Say how many lines of the listing below contain "components", giving the number and nothing else.

→ **Data lines**
....................

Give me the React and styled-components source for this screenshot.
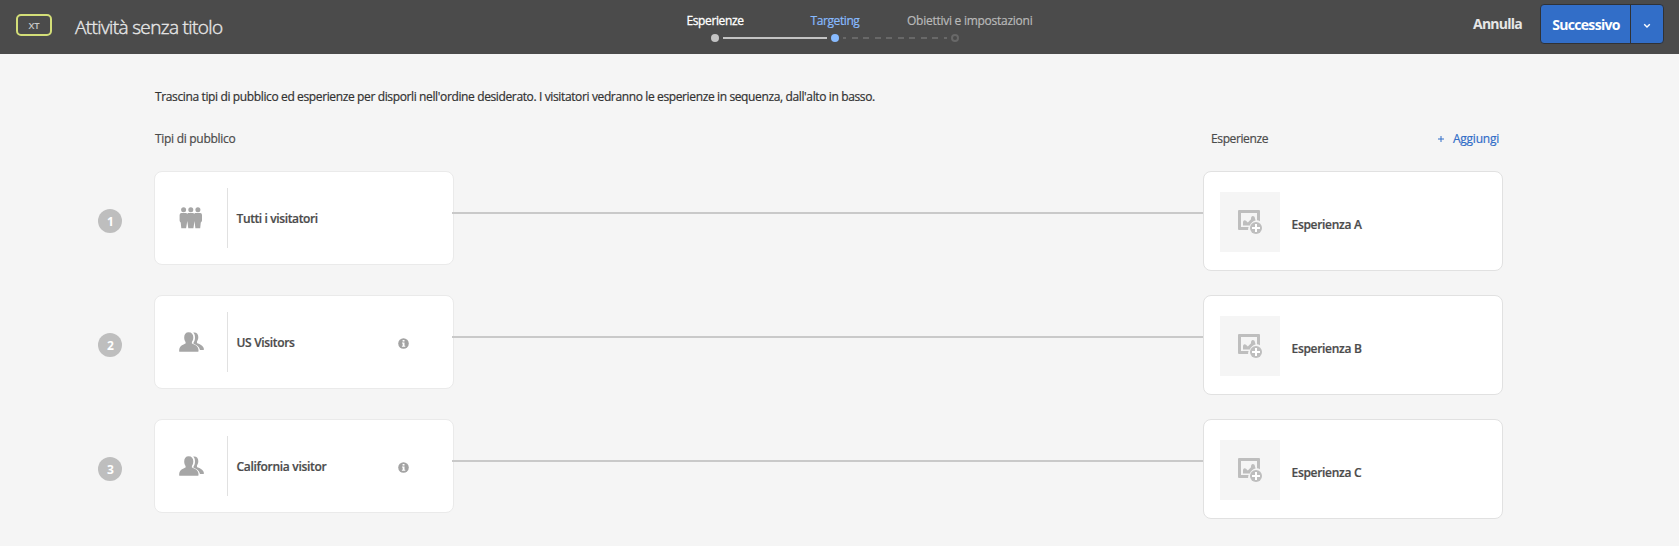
import React from 'react';
import styled, { createGlobalStyle } from 'styled-components';

const GlobalStyle = createGlobalStyle`
  * { box-sizing: border-box; }
  body {
    margin: 0;
    background: #f5f5f5;
    color: #4b4b4b;
    font: 400 12px/16px "Open Sans", "Noto Sans", sans-serif;
  }
  button { font: inherit; border: 0; padding: 0; background: none; cursor: pointer; }
`;

const Page = styled.div`
  min-height: 546px;
  overflow: hidden;
  background: #f5f5f5;
`;

const Text = styled.span`
  white-space: nowrap;
  letter-spacing: ${(p) => p.$track || 0}px;
  -webkit-text-stroke: 0.2px currentColor;
`;

/* Header */
const Header = styled.header`
  display: flex;
  height: 54px;
  background: #4b4b4b;
`;

const Brand = styled.div`
  display: flex;
  align-items: flex-start;
  width: 655px;
  padding-left: 16px;
`;

const TypeBadge = styled.span`
  display: flex;
  align-items: center;
  justify-content: center;
  width: 36px;
  height: 22px;
  margin-top: 14px;
  padding-top: 1px;
  border: 2px solid #d3de78;
  border-radius: 5px;
  color: #c8c8c8;
  font-size: 9.5px;
  font-weight: 600;
  letter-spacing: -0.2px;
  line-height: 14px;
`;

const Title = styled.h1`
  margin: 15px 0 0 23px;
  color: #e6e6e6;
  font-size: 19px;
  font-weight: 300;
  line-height: 24px;
  letter-spacing: -0.63px;
  white-space: nowrap;
  -webkit-text-stroke: 0.4px #e6e6e6;
`;

const Stepper = styled.nav`
  width: 380px;
  padding-top: 13px;
`;

const StepLabels = styled.div`
  display: grid;
  grid-template-columns: 120px 120px 137px;
  height: 16px;
`;

const StepLabel = styled(Text)`
  text-align: ${(p) => (p.$align || 'center')};
  padding-left: ${(p) => (p.$align === 'left' ? 12 : 0)}px;
  color: ${(p) => p.$color};
  -webkit-text-stroke: ${(p) => (p.$strong ? 0.3 : 0.2)}px currentColor;
`;

const Track = styled.div`
  display: flex;
  align-items: center;
  gap: 4px;
  height: 8px;
  margin-top: 5px;
  padding-left: 56px;
`;

const Dot = styled.i`
  width: 8px;
  height: 8px;
  border-radius: 50%;
  background: ${(p) => p.$fill || 'transparent'};
  border: ${(p) => (p.$ring ? `2px solid ${p.$ring}` : '0')};
`;

const TrackLine = styled.i`
  width: 104px;
  height: 2px;
  background: ${(p) =>
    p.$dashed
      ? 'repeating-linear-gradient(90deg, #686868 0 3px, transparent 3px 8.6px, #686868 8.6px 11.55px)'
      : '#c3c3c3'};
`;

const Actions = styled.div`
  display: flex;
  align-items: flex-start;
  margin-left: auto;
  padding: 4px 15px 0 0;
`;

const CancelButton = styled.button`
  width: 49px;
  margin: 10px 18px 0 0;
  color: #e6e6e6;
  font-size: 14px;
  font-weight: 700;
  line-height: 20px;
  letter-spacing: -0.75px;
`;

const SplitButton = styled.div`
  display: flex;
  width: 124px;
  height: 40px;
  border: 1px solid #303236;
  border-radius: 4px;
  background: #326ec8;
  overflow: hidden;
`;

const NextButton = styled.button`
  width: 90px;
  padding: 2px 0 0 1px;
  border-right: 1px solid #303236;
  color: #fff;
  font-size: 14px;
  font-weight: 700;
  letter-spacing: -0.68px;
`;

const MenuButton = styled.button`
  display: flex;
  flex: 1;
  align-items: center;
  justify-content: center;
  padding: 3px 0 0 0;
`;

/* Body */
const Content = styled.main`
  width: 1503px;
  padding: 35px 0 0 98px;
`;

const Intro = styled.p`
  margin: 0 0 26px 57px;
  color: #323232;
  white-space: nowrap;
  letter-spacing: -0.37px;
  -webkit-text-stroke: 0.2px currentColor;
`;

const Headings = styled.div`
  display: flex;
  height: 16px;
  margin: 0 0 24px 57px;
`;

const ExperienceHeading = styled.div`
  display: flex;
  justify-content: space-between;
  width: 292px;
  margin-left: auto;
  padding-right: 4px;
`;

const AddLink = styled.button`
  display: flex;
  align-items: center;
  gap: 9px;
  color: #326ec8;
`;

const Rows = styled.div`
  display: flex;
  flex-direction: column;
  gap: 24px;
`;

const Row = styled.div`
  display: flex;
  align-items: flex-start;
  height: 100px;
`;

const RowNumber = styled.span`
  display: flex;
  align-items: center;
  justify-content: center;
  width: 24px;
  height: 24px;
  margin: 38px 32px 0 0;
  padding-left: 1px;
  padding-top: 1px;
  border-radius: 50%;
  background: #bebebe;
  color: #fff;
  font-weight: 700;
`;

const Card = styled.div`
  display: flex;
  align-items: center;
  width: 300px;
  background: #fff;
  border-radius: 8px;
`;

const AudienceCard = styled(Card)`
  height: 94px;
  border: 1px solid #eaeaea;
`;

const ExperienceCard = styled(Card)`
  height: 100px;
  padding: 2px 0 0 16px;
  border: 1px solid #e1e1e1;
`;

const AudienceIcon = styled.div`
  display: flex;
  align-items: center;
  justify-content: center;
  width: 73px;
  height: 60px;
  border-right: 1px solid #e1e1e1;
`;

const CardName = styled(Text)`
  flex: 1;
  margin-left: ${(p) => p.$gap}px;
  padding-top: ${(p) => p.$drop}px;
  font-weight: 600;
`;

const InfoIcon = styled.svg`
  display: block;
  margin: 3px 44px 0 0;
`;

const Connector = styled.div`
  flex: 1;
  height: 2px;
  margin: 41px 0 0 -2px;
  background: #c9c9c9;
`;

const Thumb = styled.div`
  display: flex;
  align-items: center;
  justify-content: center;
  width: 60px;
  height: 60px;
  background: #f5f5f5;
`;

const Everyone = () => (
  <svg width="24" height="22" viewBox="0 0 24 22" fill="#a6a6a6">
    <circle cx="4.6" cy="2.8" r="2.5" />
    <circle cx="11.8" cy="2.8" r="2.5" />
    <circle cx="18.9" cy="2.8" r="2.5" />
    <path d="M2.400 6h4.800l1 .7 1-.7h5l1 .7 1-.7h5Q23 6.200 23 8v5.500q-.3 1.600-1.200 2l-.6 5.800h-4.800L15.500 14l-1.100 7.300H9.300L8.300 14 7.100 21.300H2.300l-.6-5.700Q.8 15 .6 13.400V8Q.8 6.200 2.400 6z" />
  </svg>
);

const Group = () => (
  <svg width="25" height="20" viewBox="0 0 25 20" fill="#a6a6a6">
    <path d="M9.7.3c3 0 4.6 2 4.6 5 0 2.1-.6 3.6-1.4 4.7v1.600c1.6.9 6.200 1.800 6.600 6.200q.1 1.800-.3 2H.4q-.4-.2-.2-2c.5-4.400 4.900-5.300 6.400-6.200V10C5.700 8.900 5.200 7.400 5.200 5.300c0-3 1.500-5 4.500-5z" />
    <path d="M14.200.5c3.400-.5 5.100 1.600 5.100 4.600 0 2-.6 3.300-1.300 4.300v1.500c1.700 1 6.700 2.200 6.900 6.200q0 .9-.4 1H21c-.7-3.400-3.400-5.100-6.500-6.300v-1.400c1-1.400 1.500-3 1.500-5 0-2.100-.6-3.800-1.800-4.900z" />
  </svg>
);

const Info = () => (
  <InfoIcon width="11" height="11" viewBox="0 0 11 11">
    <circle cx="5.500" cy="5.500" r="5.300" fill="#a3a3a3" />
    <path d="M4.600 1.900h1.900v1.600H4.600zM4 4.500h2.500v3.200h.8v1.100H3.900V7.700h.8V5.600H4z" fill="#fff" />
  </InfoIcon>
);

const AddImage = () => (
  <svg width="24" height="24" viewBox="0 0 24 24" fill="#bebebe">
    <path d="M1 0h20q1 0 1 1v10.200a8 8 0 0 0-3-.9V3H3v14h7.600q-.6 1.500-.5 3H1q-1 0-1-1V1q0-1 1-1z" />
    <path d="M5 15.400v-3.700q1.300-2.300 3-.9l1.800 1.700 3.200-3.200q-.3-3.100 2-3.300 2.100.2 2 2.500l.6 1.900q-3.800.8-5.800 5z" />
    <circle cx="18" cy="18" r="6" />
    <path d="M17 14h2v3h3v2h-3v3h-2v-3h-3v-2h3z" fill="#fff" />
  </svg>
);

const rows = [
  { audience: 'Tutti i visitatori', track: -0.38, everyone: true, experience: 'Esperienza A' },
  { audience: 'US Visitors', track: -0.33, experience: 'Esperienza B' },
  { audience: 'California visitor', track: -0.3, experience: 'Esperienza C' },
];

export default function App() {
  return (
    <Page>
      <GlobalStyle />
      <Header>
        <Brand>
          <TypeBadge>XT</TypeBadge>
          <Title>Attività senza titolo</Title>
        </Brand>
        <Stepper>
          <StepLabels>
            <StepLabel $color="#fff" $track={-0.38} $strong>Esperienze</StepLabel>
            <StepLabel $color="#88bbff" $track={-0.42}>Targeting</StepLabel>
            <StepLabel $color="#b9b9b9" $track={-0.26} $align="left">Obiettivi e impostazioni</StepLabel>
          </StepLabels>
          <Track>
            <Dot $fill="#c3c3c3" />
            <TrackLine />
            <Dot $fill="#88bbff" />
            <TrackLine $dashed />
            <Dot $ring="#686868" />
          </Track>
        </Stepper>
        <Actions>
          <CancelButton>Annulla</CancelButton>
          <SplitButton>
            <NextButton>Successivo</NextButton>
            <MenuButton aria-label="Altre opzioni">
              <svg width="8" height="6" viewBox="0 0 8 6" fill="none" stroke="#fff" strokeWidth="1.4">
                <path d="M1.200 1.200 4 4l2.800-2.800" />
              </svg>
            </MenuButton>
          </SplitButton>
        </Actions>
      </Header>
      <Content>
        <Intro>
          Trascina tipi di pubblico ed esperienze per disporli nell'ordine desiderato. I visitatori vedranno le
          esperienze in sequenza, dall'alto in basso.
        </Intro>
        <Headings>
          <Text $track={-0.29}>Tipi di pubblico</Text>
          <ExperienceHeading>
            <Text $track={-0.38}>Esperienze</Text>
            <AddLink>
              <svg width="6" height="6" viewBox="0 0 6 6" stroke="#326ec8"><path d="M0 3h6M3 0v6" /></svg>
              <Text $track={-0.23}>Aggiungi</Text>
            </AddLink>
          </ExperienceHeading>
        </Headings>
        <Rows>
          {rows.map((row, i) => (
            <Row key={row.audience}>
              <RowNumber>{i + 1}</RowNumber>
              <AudienceCard>
                <AudienceIcon>{row.everyone ? <Everyone /> : <Group />}</AudienceIcon>
                <CardName $gap={8.5} $drop={2} $track={row.track}>{row.audience}</CardName>
                {!row.everyone && <Info />}
              </AudienceCard>
              <Connector />
              <ExperienceCard>
                <Thumb><AddImage /></Thumb>
                <CardName $gap={11.5} $drop={6} $track={-0.31}>{row.experience}</CardName>
              </ExperienceCard>
            </Row>
          ))}
        </Rows>
      </Content>
    </Page>
  );
}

....................

→ **Response for this exercise**
2